** PROBLEM STATEMENT **
Below is a listing to transcribe in full and exactly; keep the pictures out.

** GIVEN INFORMATION **
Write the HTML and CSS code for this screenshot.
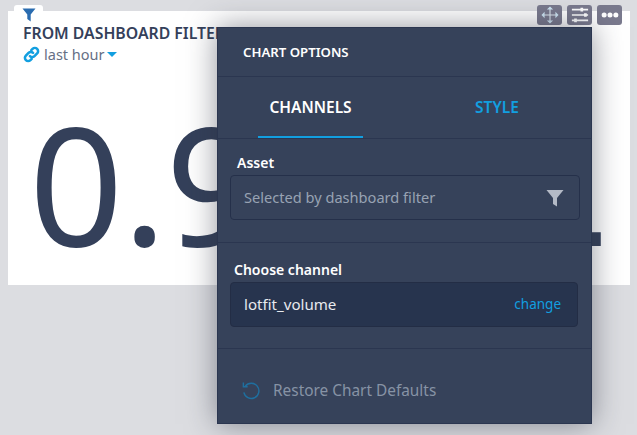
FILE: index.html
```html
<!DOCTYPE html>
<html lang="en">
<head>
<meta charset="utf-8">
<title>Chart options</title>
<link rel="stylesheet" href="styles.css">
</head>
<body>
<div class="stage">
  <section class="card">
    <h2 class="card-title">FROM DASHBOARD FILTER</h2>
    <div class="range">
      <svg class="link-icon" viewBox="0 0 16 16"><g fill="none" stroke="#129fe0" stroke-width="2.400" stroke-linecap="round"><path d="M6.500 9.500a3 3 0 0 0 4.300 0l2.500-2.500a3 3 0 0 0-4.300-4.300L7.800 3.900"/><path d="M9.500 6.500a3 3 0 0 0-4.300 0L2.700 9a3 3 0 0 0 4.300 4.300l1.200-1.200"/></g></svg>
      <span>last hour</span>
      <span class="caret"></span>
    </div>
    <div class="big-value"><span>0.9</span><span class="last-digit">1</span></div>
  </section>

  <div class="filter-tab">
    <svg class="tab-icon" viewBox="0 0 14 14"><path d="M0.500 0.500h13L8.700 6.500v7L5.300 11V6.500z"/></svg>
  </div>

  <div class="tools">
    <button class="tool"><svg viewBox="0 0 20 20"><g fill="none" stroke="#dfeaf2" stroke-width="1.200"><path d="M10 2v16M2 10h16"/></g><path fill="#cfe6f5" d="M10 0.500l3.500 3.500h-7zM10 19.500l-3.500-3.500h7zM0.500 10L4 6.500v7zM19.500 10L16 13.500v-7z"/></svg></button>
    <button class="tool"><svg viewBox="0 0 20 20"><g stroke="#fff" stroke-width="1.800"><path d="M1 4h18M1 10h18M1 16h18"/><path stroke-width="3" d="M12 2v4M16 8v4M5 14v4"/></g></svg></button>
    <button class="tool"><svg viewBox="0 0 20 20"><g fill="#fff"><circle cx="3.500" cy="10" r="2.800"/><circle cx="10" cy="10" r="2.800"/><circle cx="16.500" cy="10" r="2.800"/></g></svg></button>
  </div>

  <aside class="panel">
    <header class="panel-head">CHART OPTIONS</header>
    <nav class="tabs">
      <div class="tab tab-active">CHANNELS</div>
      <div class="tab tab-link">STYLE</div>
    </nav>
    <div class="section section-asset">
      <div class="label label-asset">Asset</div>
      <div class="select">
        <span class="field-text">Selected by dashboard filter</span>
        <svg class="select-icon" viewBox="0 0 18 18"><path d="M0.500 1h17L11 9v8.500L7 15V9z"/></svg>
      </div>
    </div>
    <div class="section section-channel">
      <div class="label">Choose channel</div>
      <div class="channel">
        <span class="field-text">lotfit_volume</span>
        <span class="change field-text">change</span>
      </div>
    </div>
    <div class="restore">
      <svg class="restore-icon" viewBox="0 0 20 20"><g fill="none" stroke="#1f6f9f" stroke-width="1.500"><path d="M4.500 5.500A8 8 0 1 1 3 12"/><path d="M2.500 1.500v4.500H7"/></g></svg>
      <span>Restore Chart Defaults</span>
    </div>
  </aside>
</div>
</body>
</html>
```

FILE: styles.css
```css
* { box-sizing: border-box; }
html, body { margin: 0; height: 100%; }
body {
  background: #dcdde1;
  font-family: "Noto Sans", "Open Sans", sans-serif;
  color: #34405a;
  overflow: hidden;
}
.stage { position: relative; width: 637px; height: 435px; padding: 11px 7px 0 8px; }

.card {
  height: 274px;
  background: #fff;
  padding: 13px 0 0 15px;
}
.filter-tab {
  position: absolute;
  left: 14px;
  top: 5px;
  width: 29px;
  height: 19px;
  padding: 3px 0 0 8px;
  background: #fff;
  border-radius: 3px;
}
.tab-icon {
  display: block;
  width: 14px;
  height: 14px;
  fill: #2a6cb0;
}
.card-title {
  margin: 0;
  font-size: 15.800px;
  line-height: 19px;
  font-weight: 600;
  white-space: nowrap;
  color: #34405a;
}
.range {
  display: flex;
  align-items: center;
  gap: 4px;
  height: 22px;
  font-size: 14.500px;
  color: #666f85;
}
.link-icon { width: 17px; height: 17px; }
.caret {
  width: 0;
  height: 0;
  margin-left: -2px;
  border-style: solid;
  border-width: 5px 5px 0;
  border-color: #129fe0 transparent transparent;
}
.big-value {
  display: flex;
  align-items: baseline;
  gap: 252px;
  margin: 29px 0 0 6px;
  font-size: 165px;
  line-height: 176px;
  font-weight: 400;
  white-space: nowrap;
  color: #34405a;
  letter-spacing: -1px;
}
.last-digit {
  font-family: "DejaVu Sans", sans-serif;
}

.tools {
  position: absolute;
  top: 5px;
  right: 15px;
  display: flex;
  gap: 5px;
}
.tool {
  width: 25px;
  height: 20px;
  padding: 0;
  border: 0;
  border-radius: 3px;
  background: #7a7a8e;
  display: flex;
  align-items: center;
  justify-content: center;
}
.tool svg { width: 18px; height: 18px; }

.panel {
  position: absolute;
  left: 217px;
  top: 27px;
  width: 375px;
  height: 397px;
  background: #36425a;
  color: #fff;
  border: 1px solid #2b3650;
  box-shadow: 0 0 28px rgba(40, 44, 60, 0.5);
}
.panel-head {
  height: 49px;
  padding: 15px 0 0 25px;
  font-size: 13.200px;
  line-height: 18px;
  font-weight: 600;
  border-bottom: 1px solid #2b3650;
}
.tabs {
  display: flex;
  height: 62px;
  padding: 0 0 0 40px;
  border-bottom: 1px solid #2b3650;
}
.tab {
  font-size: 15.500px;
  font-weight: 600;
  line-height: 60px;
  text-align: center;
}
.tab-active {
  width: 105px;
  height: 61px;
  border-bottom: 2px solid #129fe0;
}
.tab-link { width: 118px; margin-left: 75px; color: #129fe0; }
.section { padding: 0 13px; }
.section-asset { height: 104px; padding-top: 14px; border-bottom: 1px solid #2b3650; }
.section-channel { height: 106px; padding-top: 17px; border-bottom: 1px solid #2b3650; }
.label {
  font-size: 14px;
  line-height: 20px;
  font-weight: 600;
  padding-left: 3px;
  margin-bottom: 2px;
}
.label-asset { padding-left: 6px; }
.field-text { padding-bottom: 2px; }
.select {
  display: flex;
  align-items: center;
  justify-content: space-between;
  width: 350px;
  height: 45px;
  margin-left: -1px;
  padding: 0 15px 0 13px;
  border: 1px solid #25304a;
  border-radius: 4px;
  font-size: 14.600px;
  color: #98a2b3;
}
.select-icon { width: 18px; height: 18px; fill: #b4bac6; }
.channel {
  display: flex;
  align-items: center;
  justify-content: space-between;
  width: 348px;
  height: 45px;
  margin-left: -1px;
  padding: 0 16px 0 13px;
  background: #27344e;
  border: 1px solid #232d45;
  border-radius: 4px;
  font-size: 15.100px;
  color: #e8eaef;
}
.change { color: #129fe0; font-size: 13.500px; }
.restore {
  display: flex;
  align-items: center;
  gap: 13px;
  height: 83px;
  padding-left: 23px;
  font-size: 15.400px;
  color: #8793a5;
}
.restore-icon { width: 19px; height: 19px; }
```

** RESULT **
Write the HTML and CSS code for this screenshot.
FILE: index.html
```html
<!DOCTYPE html>
<html lang="en">
<head>
<meta charset="utf-8">
<title>Chart options</title>
<link rel="stylesheet" href="styles.css">
</head>
<body>
<div class="stage">
  <section class="card">
    <h2 class="card-title">FROM DASHBOARD FILTER</h2>
    <div class="range">
      <svg class="link-icon" viewBox="0 0 16 16"><g fill="none" stroke="#129fe0" stroke-width="2.400" stroke-linecap="round"><path d="M6.500 9.500a3 3 0 0 0 4.300 0l2.500-2.500a3 3 0 0 0-4.300-4.300L7.800 3.900"/><path d="M9.500 6.500a3 3 0 0 0-4.300 0L2.700 9a3 3 0 0 0 4.300 4.300l1.200-1.200"/></g></svg>
      <span>last hour</span>
      <span class="caret"></span>
    </div>
    <div class="big-value"><span>0.9</span><span class="last-digit">1</span></div>
  </section>

  <div class="filter-tab">
    <svg class="tab-icon" viewBox="0 0 14 14"><path d="M0.500 0.500h13L8.700 6.500v7L5.300 11V6.500z"/></svg>
  </div>

  <div class="tools">
    <button class="tool"><svg viewBox="0 0 20 20"><g fill="none" stroke="#dfeaf2" stroke-width="1.200"><path d="M10 2v16M2 10h16"/></g><path fill="#cfe6f5" d="M10 0.500l3.500 3.500h-7zM10 19.500l-3.500-3.500h7zM0.500 10L4 6.500v7zM19.500 10L16 13.500v-7z"/></svg></button>
    <button class="tool"><svg viewBox="0 0 20 20"><g stroke="#fff" stroke-width="1.800"><path d="M1 4h18M1 10h18M1 16h18"/><path stroke-width="3" d="M12 2v4M16 8v4M5 14v4"/></g></svg></button>
    <button class="tool"><svg viewBox="0 0 20 20"><g fill="#fff"><circle cx="3.500" cy="10" r="2.800"/><circle cx="10" cy="10" r="2.800"/><circle cx="16.500" cy="10" r="2.800"/></g></svg></button>
  </div>

  <aside class="panel">
    <header class="panel-head">CHART OPTIONS</header>
    <nav class="tabs">
      <div class="tab tab-active">CHANNELS</div>
      <div class="tab tab-link">STYLE</div>
    </nav>
    <div class="section section-asset">
      <div class="label label-asset">Asset</div>
      <div class="select">
        <span class="field-text">Selected by dashboard filter</span>
        <svg class="select-icon" viewBox="0 0 18 18"><path d="M0.500 1h17L11 9v8.500L7 15V9z"/></svg>
      </div>
    </div>
    <div class="section section-channel">
      <div class="label">Choose channel</div>
      <div class="channel">
        <span class="field-text">lotfit_volume</span>
        <span class="change field-text">change</span>
      </div>
    </div>
    <div class="restore">
      <svg class="restore-icon" viewBox="0 0 20 20"><g fill="none" stroke="#1f6f9f" stroke-width="1.500"><path d="M4.500 5.500A8 8 0 1 1 3 12"/><path d="M2.500 1.500v4.500H7"/></g></svg>
      <span>Restore Chart Defaults</span>
    </div>
  </aside>
</div>
</body>
</html>
```

FILE: styles.css
```css
* { box-sizing: border-box; }
html, body { margin: 0; height: 100%; }
body {
  background: #dcdde1;
  font-family: "Noto Sans", "Open Sans", sans-serif;
  color: #34405a;
  overflow: hidden;
}
.stage { position: relative; width: 637px; height: 435px; padding: 11px 7px 0 8px; }

.card {
  height: 274px;
  background: #fff;
  padding: 13px 0 0 15px;
}
.filter-tab {
  position: absolute;
  left: 14px;
  top: 5px;
  width: 29px;
  height: 19px;
  padding: 3px 0 0 8px;
  background: #fff;
  border-radius: 3px;
}
.tab-icon {
  display: block;
  width: 14px;
  height: 14px;
  fill: #2a6cb0;
}
.card-title {
  margin: 0;
  font-size: 15.800px;
  line-height: 19px;
  font-weight: 600;
  white-space: nowrap;
  color: #34405a;
}
.range {
  display: flex;
  align-items: center;
  gap: 4px;
  height: 22px;
  font-size: 14.500px;
  color: #666f85;
}
.link-icon { width: 17px; height: 17px; }
.caret {
  width: 0;
  height: 0;
  margin-left: -2px;
  border-style: solid;
  border-width: 5px 5px 0;
  border-color: #129fe0 transparent transparent;
}
.big-value {
  display: flex;
  align-items: baseline;
  gap: 252px;
  margin: 29px 0 0 6px;
  font-size: 165px;
  line-height: 176px;
  font-weight: 400;
  white-space: nowrap;
  color: #34405a;
  letter-spacing: -1px;
}
.last-digit {
  font-family: "DejaVu Sans", sans-serif;
}

.tools {
  position: absolute;
  top: 5px;
  right: 15px;
  display: flex;
  gap: 5px;
}
.tool {
  width: 25px;
  height: 20px;
  padding: 0;
  border: 0;
  border-radius: 3px;
  background: #7a7a8e;
  display: flex;
  align-items: center;
  justify-content: center;
}
.tool svg { width: 18px; height: 18px; }

.panel {
  position: absolute;
  left: 217px;
  top: 27px;
  width: 375px;
  height: 397px;
  background: #36425a;
  color: #fff;
  border: 1px solid #2b3650;
  box-shadow: 0 0 28px rgba(40, 44, 60, 0.5);
}
.panel-head {
  height: 49px;
  padding: 15px 0 0 25px;
  font-size: 13.200px;
  line-height: 18px;
  font-weight: 600;
  border-bottom: 1px solid #2b3650;
}
.tabs {
  display: flex;
  height: 62px;
  padding: 0 0 0 40px;
  border-bottom: 1px solid #2b3650;
}
.tab {
  font-size: 15.500px;
  font-weight: 600;
  line-height: 60px;
  text-align: center;
}
.tab-active {
  width: 105px;
  height: 61px;
  border-bottom: 2px solid #129fe0;
}
.tab-link { width: 118px; margin-left: 75px; color: #129fe0; }
.section { padding: 0 13px; }
.section-asset { height: 104px; padding-top: 14px; border-bottom: 1px solid #2b3650; }
.section-channel { height: 106px; padding-top: 17px; border-bottom: 1px solid #2b3650; }
.label {
  font-size: 14px;
  line-height: 20px;
  font-weight: 600;
  padding-left: 3px;
  margin-bottom: 2px;
}
.label-asset { padding-left: 6px; }
.field-text { padding-bottom: 2px; }
.select {
  display: flex;
  align-items: center;
  justify-content: space-between;
  width: 350px;
  height: 45px;
  margin-left: -1px;
  padding: 0 15px 0 13px;
  border: 1px solid #25304a;
  border-radius: 4px;
  font-size: 14.600px;
  color: #98a2b3;
}
.select-icon { width: 18px; height: 18px; fill: #b4bac6; }
.channel {
  display: flex;
  align-items: center;
  justify-content: space-between;
  width: 348px;
  height: 45px;
  margin-left: -1px;
  padding: 0 16px 0 13px;
  background: #27344e;
  border: 1px solid #232d45;
  border-radius: 4px;
  font-size: 15.100px;
  color: #e8eaef;
}
.change { color: #129fe0; font-size: 13.500px; }
.restore {
  display: flex;
  align-items: center;
  gap: 13px;
  height: 83px;
  padding-left: 23px;
  font-size: 15.400px;
  color: #8793a5;
}
.restore-icon { width: 19px; height: 19px; }
```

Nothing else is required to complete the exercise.